The API Economy

Startups are shifting focus to building APIs to power businesses to improve their offerings in the African ecosystem. API integration offers a quicker and more efficient way for companies to build products to deliver on their offerings or value propositions. You must have heard or chanced on the term ‘API’ on social media or tech blogs and wondered what it is and how it works.  

To better understand what an API is, how it works, and why non-technical Product Managers must know about APIs, I DMed Favour Amadi (a Product Manager at Traction Apps & Technical Writer) and asked a few questions. This is how the conversation ensued. 

What's an API? 

API is the acronym for Application Programming Interface.

Application here refers to any software designed to carry out a specific task or function. Programming here refers to Computer programming, which I like to define as a way of planning or developing a set of instructions (codes) to enable a computer to receive, process/manipulate, and give out data. An interface is a place where two or more persons, objects, or in this case, systems (computers) communicate.

Having understood what each word means, an API is a set of programming codes that allows data transmission between software products.

How would you describe an API to a non-techie using an analogy? 

 If you understand that an API allows two or more software products to interact with each other then here's a great analogy. Have you booked a flight before?

If you have, you will notice that when it comes time to pay, you are provided with different payment options. You'll see Paystack, Flutter wave, Interswitch, etc. You pick one of them, and then you have to put in your card details, and in some cases, you are redirected to your bank's page for some KYC requirements. API is the reason why this is possible. The Airline's website/app is a software, Paystack is a software, your bank's application is a software, and with an API (line(s) of code), all these software are interacting with each other to help you move your money from your bank account through Paystack to the airline's bank account so that you can pay for your flight.

Must a Product Manager know about APIs? 

Yes, I believe that a Product Manager should know about APIs, especially Software Product Managers and Product managers managing an API as a service product. When I say to know about APIs, I don't mean the intricacies of it but at least know what it is and how it works.
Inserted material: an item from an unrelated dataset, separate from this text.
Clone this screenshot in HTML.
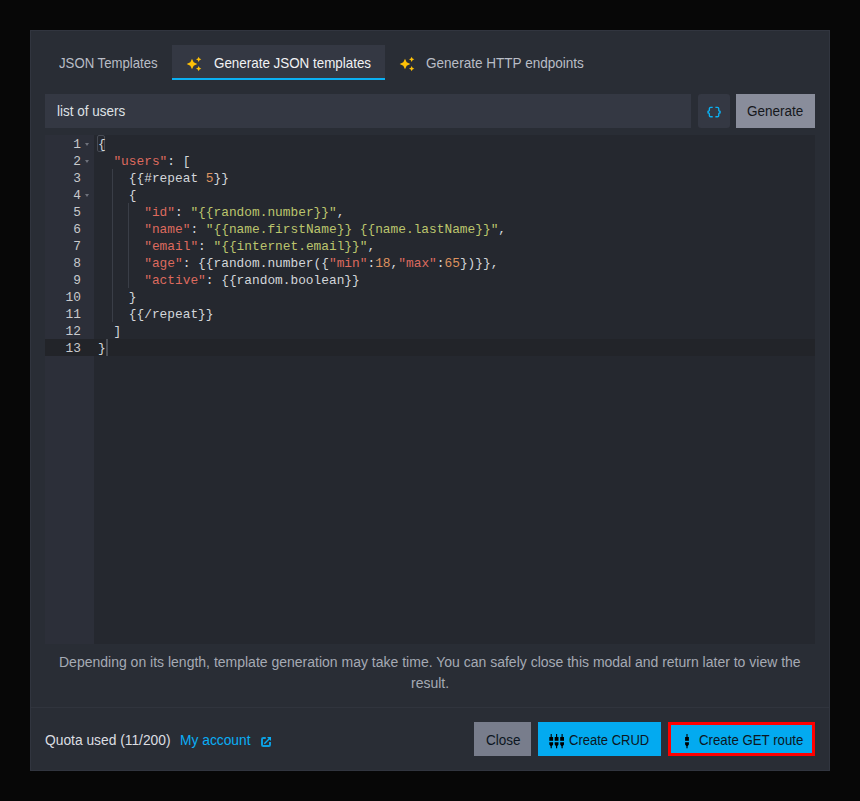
<!DOCTYPE html>
<html><head><meta charset="utf-8">
<style>
*{box-sizing:border-box;margin:0;padding:0}
html,body{width:860px;height:801px;overflow:hidden;background:#070707;font-family:"Liberation Sans",sans-serif;font-size:14px}
.a{position:absolute;white-space:nowrap}
.modal{left:30px;top:30px;width:800px;height:741px;background:#292d35;border:1px solid #31353f}
.tabbg{left:172px;top:45px;width:213px;height:35px;background:#343843;border-bottom:2px solid #0bb0f2}
.input{left:45px;top:94px;width:646px;height:34px;background:#343843}
.iconbtn{left:698px;top:94px;width:32px;height:34px;background:#343843;border-radius:3px}
.genbtn{left:736px;top:94px;width:79px;height:34px;background:#898d9b}
.editor{left:45px;top:135px;width:770px;height:509px;background:#25282f}
.gutter{left:45px;top:135px;width:49px;height:509px;background:#2c2f39}
.active{left:45px;top:339px;width:770px;height:17px;background:#222429}
.ln{position:absolute;left:44px;width:37px;text-align:right;color:#c8cacd;font-family:"Liberation Mono",monospace;font-size:12.83px;line-height:17px}
.cl{position:absolute;left:98px;white-space:pre;color:#d3d6da;font-family:"Liberation Mono",monospace;font-size:12.83px;line-height:17px}
.fold{position:absolute;left:85px;width:0;height:0;border-left:2.9px solid transparent;border-right:2.9px solid transparent;border-top:3.4px solid #6e727c}
.guide{position:absolute;width:1px;background:#3a3e47}
.k{color:#dd6a5e}.s{color:#bcc56d}.n{color:#de935f}
.divider{left:31px;top:707px;width:798px;height:1px;background:#30343d}
.btn{top:722px;height:34px;background:#03aaf0}
</style></head><body>
<div class="a modal"></div>
<div class="a tabbg"></div>
<div class="a" style="left:59px;top:54.22px;font-size:13.2px;line-height:20px;color:#b9bdc6;transform:scaleY(1.1);transform-origin:0 14.58px">JSON Templates</div>
<div class="a" style="left:186px;top:56px"><svg width="16" height="16" viewBox="0 0 24 24"><path fill="#ffc107" d="M19 9l1.25-2.75L23 5l-2.75-1.25L19 1l-1.25 2.75L15 5l2.75 1.25L19 9zm-7.5.5L9 4 6.5 9.5 1 12l5.5 2.5L9 20l2.5-5.5L17 12l-5.5-2.5zM19 15l-1.25 2.75L15 19l2.75 1.25L19 23l1.25-2.75L23 19l-2.75-1.25L19 15z"/></svg></div>
<div class="a" style="left:214px;top:54.15px;font-size:13.4px;line-height:20px;color:#f1f2f4;transform:scaleY(1.1);transform-origin:0 14.65px">Generate JSON templates</div>
<div class="a" style="left:399px;top:56px"><svg width="16" height="16" viewBox="0 0 24 24"><path fill="#ffc107" d="M19 9l1.25-2.75L23 5l-2.75-1.25L19 1l-1.25 2.75L15 5l2.75 1.25L19 9zm-7.5.5L9 4 6.5 9.5 1 12l5.5 2.5L9 20l2.5-5.5L17 12l-5.5-2.5zM19 15l-1.25 2.75L15 19l2.75 1.25L19 23l1.25-2.75L23 19l-2.75-1.25L19 15z"/></svg></div>
<div class="a" style="left:426px;top:54.10px;font-size:13.56px;line-height:20px;color:#b9bdc6;transform:scaleY(1.1);transform-origin:0 14.70px">Generate HTTP endpoints</div>
<div class="a input"></div>
<div class="a" style="left:57px;top:101.52px;font-size:13.5px;line-height:20px;color:#dfe1e5;transform:scaleY(1.02);transform-origin:0 14.68px">list of users</div>
<div class="a iconbtn"></div>
<div class="a" style="left:705.7px;top:104.2px;line-height:0"><svg width="16.1" height="16.1" viewBox="0 0 24 24"><path fill="#0bb0f2" d="M4 7v2c0 .55-.45 1-1 1H2v4h1c.55 0 1 .45 1 1v2c0 1.65 1.35 3 3 3h3v-2H7c-.55 0-1-.45-1-1v-2c0-1.3-.84-2.42-2-2.83v-.34C5.16 11.42 6 10.3 6 9V7c0-.55.45-1 1-1h3V4H7C5.35 4 4 5.35 4 7zm17 3c-.55 0-1-.45-1-1V7c0-1.65-1.35-3-3-3h-3v2h3c.55 0 1 .45 1 1v2c0 1.3.84 2.42 2 2.83v.34c-1.16.41-2 1.52-2 2.83v2c0 .55-.45 1-1 1h-3v2h3c1.65 0 3-1.35 3-3v-2c0-.55.45-1 1-1h1v-4h-1z"/></svg></div>
<div class="a genbtn"></div>
<div class="a" style="left:747px;top:101.52px;font-size:13.5px;line-height:20px;color:#15171b;transform:scaleY(1.05);transform-origin:0 14.68px">Generate</div>
<div class="a editor"></div>
<div class="a gutter"></div>
<div class="a active"></div>
<div class="a" style="left:97px;top:135px;width:8px;height:16.5px;border:1px solid #474b54;border-radius:2px"></div>
<div class="a" style="left:106px;top:339px;width:2px;height:17px;background:#4a4e56"></div>
<div class="ln" style="top:136px">1</div><div class="cl" style="top:136px">{</div><div class="ln" style="top:153px">2</div><div class="cl" style="top:153px">  <span class="k">"users"</span>: [</div><div class="ln" style="top:170px">3</div><div class="cl" style="top:170px">    {{#repeat <span class="n">5</span>}}</div><div class="ln" style="top:187px">4</div><div class="cl" style="top:187px">    {</div><div class="ln" style="top:204px">5</div><div class="cl" style="top:204px">      <span class="k">"id"</span>: <span class="s">"{{random.number}}"</span>,</div><div class="ln" style="top:221px">6</div><div class="cl" style="top:221px">      <span class="k">"name"</span>: <span class="s">"{{name.firstName}} {{name.lastName}}"</span>,</div><div class="ln" style="top:238px">7</div><div class="cl" style="top:238px">      <span class="k">"email"</span>: <span class="s">"{{internet.email}}"</span>,</div><div class="ln" style="top:255px">8</div><div class="cl" style="top:255px">      <span class="k">"age"</span>: {{random.number({<span class="k">"min"</span>:<span class="n">18</span>,<span class="k">"max"</span>:<span class="n">65</span>})}},</div><div class="ln" style="top:272px">9</div><div class="cl" style="top:272px">      <span class="k">"active"</span>: {{random.boolean}}</div><div class="ln" style="top:289px">10</div><div class="cl" style="top:289px">    }</div><div class="ln" style="top:306px">11</div><div class="cl" style="top:306px">    {{/repeat}}</div><div class="ln" style="top:323px">12</div><div class="cl" style="top:323px">  ]</div><div class="ln" style="top:340px">13</div><div class="cl" style="top:340px">}</div><div class="fold" style="top:143px"></div><div class="fold" style="top:160px"></div><div class="fold" style="top:194px"></div><div class="guide" style="left:112px;top:169px;height:153px"></div><div class="guide" style="left:128px;top:203px;height:85px"></div>
<div class="a" style="left:59px;top:651.65px;font-size:14px;line-height:20px;color:#a5aab4;transform:scaleY(1.0);transform-origin:0 14.85px">Depending on its length, template generation may take time. You can safely close this modal and return later to view the</div>
<div class="a" style="left:411px;top:672.95px;font-size:14px;line-height:20px;color:#a5aab4;transform:scaleY(1.0);transform-origin:0 14.85px">result.</div>
<div class="a divider"></div>
<div class="a" style="left:45px;top:730.92px;font-size:13.8px;line-height:20px;color:#dcdee2;transform:scaleY(1.0);transform-origin:0 14.78px">Quota used (11/200)</div>
<div class="a" style="left:180px;top:730.92px;font-size:13.8px;line-height:20px;color:#0aaef5;transform:scaleY(1.0);transform-origin:0 14.78px">My account</div>
<div class="a" style="left:260px;top:736px;line-height:0"><svg width="12" height="12" viewBox="0 0 12 12"><path fill="none" stroke="#0c9ee0" stroke-width="2" d="M5.8 2H3.2Q2 2 2 3.2V8.8Q2 10 3.2 10H8.8Q10 10 10 8.8V6"/><path fill="#0aaef5" d="M7 1H11V5Z"/><path stroke="#0aaef5" stroke-width="1.4" d="M4.3 7.7L9.6 2.4"/></svg></div>
<div class="a btn" style="left:474px;width:57px;background:#787d8c"></div>
<div class="a" style="left:486px;top:730.82px;font-size:13.5px;line-height:20px;color:#0c1622;transform:scaleY(1.05);transform-origin:0 14.68px">Close</div>
<div class="a btn" style="left:538px;width:123px"></div>
<div class="a" style="left:549.4px;top:734px;line-height:0"><svg width="16" height="15" viewBox="0 0 16 15" fill="#000"><rect x="1.6500000000000001" y="0" width="1.1" height="3.5"/><rect x="0.30000000000000027" y="3" width="3.8" height="3.8"/><path d="M0.30000000000000027 8.3H4.1V10.6L2.8000000000000003 12.2V14.2H1.6V12.2L0.30000000000000027 10.6Z"/><rect x="7.05" y="0" width="1.1" height="3.5"/><rect x="5.699999999999999" y="3" width="3.8" height="3.8"/><path d="M5.699999999999999 8.3H9.5V10.6L8.2 12.2V14.2H7.0V12.2L5.699999999999999 10.6Z"/><rect x="12.549999999999999" y="0" width="1.1" height="3.5"/><rect x="11.2" y="3" width="3.8" height="3.8"/><path d="M11.2 8.3H15.0V10.6L13.7 12.2V14.2H12.5V12.2L11.2 10.6Z"/></svg></div>
<div class="a" style="left:569px;top:730.99px;font-size:13.0px;line-height:20px;color:#0c1622;transform:scaleY(1.1);transform-origin:0 14.51px">Create CRUD</div>
<div class="a btn" style="left:668px;width:147px;border:3px solid #ff0000"></div>
<div class="a" style="left:684px;top:734px;line-height:0"><svg width="6" height="15" viewBox="0 0 6 15" fill="#000"><rect x="2.45" y="0" width="1.1" height="3.5"/><rect x="1.1" y="3" width="3.8" height="3.8"/><path d="M1.1 8.3H4.9V10.6L3.6 12.2V14.2H2.4V12.2L1.1 10.6Z"/></svg></div>
<div class="a" style="left:699px;top:730.91px;font-size:13.25px;line-height:20px;color:#0c1622;transform:scaleY(1.1);transform-origin:0 14.59px">Create GET route</div>
</body></html>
Why are APIs important for product managers?

  • It allows you to better understand your engineers.
  • It allows you to better understand the current working status of your product. For example, I was doing a routine end-to-end app testing which I do at least three times a day to know that things are working well, and I noticed an HTTP 400 error; with my knowledge of APIs, I could tell exactly what the issue was and who to contact.
  • If you work with a startup and wear so many hats, there will come a time when you will be made to document APIs for your engineers... or not, lol.

“It is important to know the basics of an API as a Product Management” - she concluded.